_DATA EXTRACT_:
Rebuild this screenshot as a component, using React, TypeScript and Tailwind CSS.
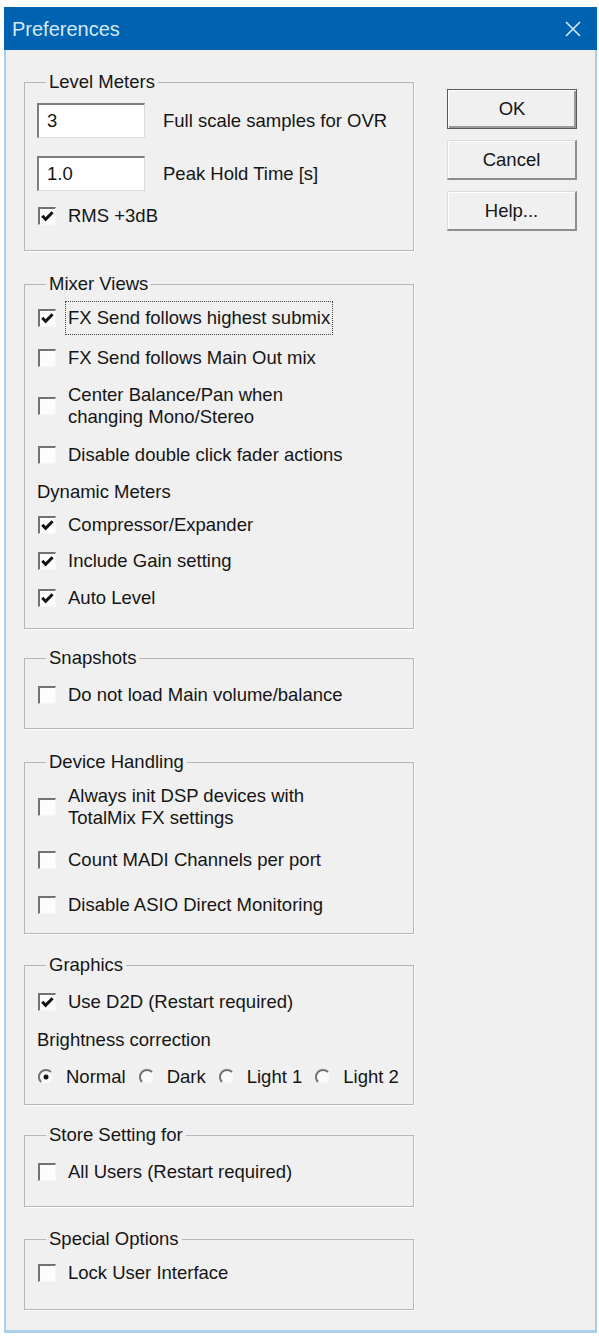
import React from "react";
import clsx from "clsx";

function CheckBox({ checked }: { checked?: boolean }) {
  return (
    <span className="relative inline-block w-[18px] h-[18px] shrink-0 border-t-2 border-l-2 border-t-[#727272] border-l-[#727272] border-r border-b border-r-[#f6f6f6] border-b-[#f6f6f6] bg-[#fcfcfc]">
      {checked && (
        <svg viewBox="0 0 15 15" className="absolute inset-0 w-full h-full">
          <path d="M2.3 6.8 L5.6 10.4 L12.6 3.2" stroke="#111" strokeWidth="3" fill="none" />
        </svg>
      )}
    </span>
  );
}

function Check({
  label,
  checked,
  focus,
  className,
}: {
  label: React.ReactNode;
  checked?: boolean;
  focus?: boolean;
  className?: string;
}) {
  return (
    <div className={clsx("flex items-center gap-[12px] pl-[1px] h-[32px]", className)}>
      <CheckBox checked={checked} />
      <span className={clsx(focus && "outline-1 outline-dotted outline-[#444] outline-offset-[2px]")}>{label}</span>
    </div>
  );
}

function Radio({ label, selected }: { label: string; selected?: boolean }) {
  return (
    <div className="flex items-center gap-[11px]">
      <svg width="18" height="18" viewBox="0 0 18 18" className="shrink-0">
        <circle cx="9" cy="9" r="6.5" fill="#fafafa" />
        <path d="M14 4 A7 7 0 0 0 4 14" stroke="#727272" strokeWidth="2" fill="none" />
        {selected && <circle cx="9" cy="9" r="2.5" fill="#111" />}
      </svg>
      <span>{label}</span>
    </div>
  );
}

function Group({
  title,
  className,
  children,
}: {
  title: string;
  className?: string;
  children: React.ReactNode;
}) {
  return (
    <fieldset className={clsx("border border-[#b6b6b6] pl-[12px] pr-[8px] shadow-[1px_1px_0_#ffffff]", className)}>
      <legend className="ml-[9px] px-[3px] leading-[22px]">{title}</legend>
      {children}
    </fieldset>
  );
}

function Field({ value, label, className }: { value: string; label: string; className?: string }) {
  return (
    <div className={clsx("flex items-center gap-[18px]", className)}>
      <div className="w-[108px] h-[35px] flex items-center pl-[8px] bg-white border-t-2 border-l-2 border-t-[#7d7d7d] border-l-[#7d7d7d] border-r border-b border-r-[#dadada] border-b-[#dadada]">
        {value}
      </div>
      <span>{label}</span>
    </div>
  );
}

function Button({ children, primary }: { children: React.ReactNode; primary?: boolean }) {
  return (
    <button
      className={clsx(
        "w-[130px] h-[40px] bg-[#f0f0f0] flex items-center justify-center",
        primary
          ? "border border-[#5a5a5a] shadow-[inset_1px_1px_0_#ffffff,inset_-2px_-2px_0_#9a9a9a]"
          : "border-t border-l border-t-[#dcdcdc] border-l-[#dcdcdc] border-r-2 border-b-2 border-r-[#8d8d8d] border-b-[#8d8d8d] shadow-[inset_1px_1px_0_#ffffff]"
      )}
    >
      {children}
    </button>
  );
}

export default function App() {
  return (
    <div className="w-[599px] h-[1337px] bg-white pt-[7px] pl-[4px] font-['Liberation_Sans',Arial,sans-serif] text-[18.5px] text-[#151515]">
      <div className="w-[593px] flex flex-col">
        {/* title bar */}
        <div className="h-[43px] bg-[#0063b1] flex items-center justify-between pl-[8px] pr-[16px]">
          <span className="text-[20px] text-[#d4e9f8]">Preferences</span>
          <svg width="16" height="16" viewBox="0 0 16 16">
            <path d="M1 1 L15 15 M15 1 L1 15" stroke="#d4e9f8" strokeWidth="1.6" />
          </svg>
        </div>

        {/* body */}
        <div className="bg-[#f0f0f0] border-x-2 border-b-[3px] border-[#a9cfea] flex pl-[18px] pt-[21px] pb-[20px]">
          <div className="w-[390px] flex flex-col">
            <Group title="Level Meters" className="pb-[18px]">
              <Field value="3" label="Full scale samples for OVR" className="mt-[10px]" />
              <Field value="1.0" label="Peak Hold Time [s]" className="mt-[18px]" />
              <Check label="RMS +3dB" checked className="mt-[9px]" />
            </Group>

            <Group title="Mixer Views" className="mt-[22px] pb-[14px]">
              <Check label="FX Send follows highest submix" checked focus className="mt-[7px]" />
              <Check label="FX Send follows Main Out mix" className="mt-[8px]" />
              <Check
                label={
                  <span className="block leading-[22px]">
                    Center Balance/Pan when
                    <br />
                    changing Mono/Stereo
                  </span>
                }
                className="mt-[10px] h-[44px]"
              />
              <Check label="Disable double click fader actions" className="mt-[11px]" />
              <div className="mt-[5px] h-[32px] flex items-center">Dynamic Meters</div>
              <Check label="Compressor/Expander" checked className="mt-[1px]" />
              <Check label="Include Gain setting" checked className="mt-[4px]" />
              <Check label="Auto Level" checked className="mt-[5px]" />
            </Group>

            <Group title="Snapshots" className="mt-[18px] pb-[17px]">
              <Check label="Do not load Main volume/balance" className="mt-[10px]" />
            </Group>

            <Group title="Device Handling" className="mt-[22px] pb-[12px]">
              <Check
                label={
                  <span className="block leading-[22px]">
                    Always init DSP devices with
                    <br />
                    TotalMix FX settings
                  </span>
                }
                className="mt-[12px] h-[44px]"
              />
              <Check label="Count MADI Channels per port" className="mt-[15px]" />
              <Check label="Disable ASIO Direct Monitoring" className="mt-[13px]" />
            </Group>

            <Group title="Graphics" className="mt-[20px] pb-[11px]">
              <Check label="Use D2D (Restart required)" checked className="mt-[10px]" />
              <div className="mt-[6px] h-[32px] flex items-center">Brightness correction</div>
              <div className="mt-[5px] h-[32px] flex items-center gap-[12px]">
                <Radio label="Normal" selected />
                <Radio label="Dark" />
                <Radio label="Light 1" />
                <Radio label="Light 2" />
              </div>
            </Group>

            <Group title="Store Setting for" className="mt-[19px] pb-[18px]">
              <Check label="All Users (Restart required)" className="mt-[10px]" />
            </Group>

            <Group title="Special Options" className="mt-[21px] pb-[20px]">
              <Check label="Lock User Interface" className="mt-[7px]" />
            </Group>
          </div>

          <div className="ml-[33px] pt-[18px] flex flex-col gap-[11px]">
            <Button primary>OK</Button>
            <Button>Cancel</Button>
            <Button>Help...</Button>
          </div>
        </div>
      </div>
    </div>
  );
}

_EXERCISE_: Reproduce the material above exactly, first line through the line that contains "import clsx from", minus the pictures.

_COMPLETED EXERCISE_:
Rebuild this screenshot as a component, using React, TypeScript and Tailwind CSS.
import React from "react";
import clsx from "clsx";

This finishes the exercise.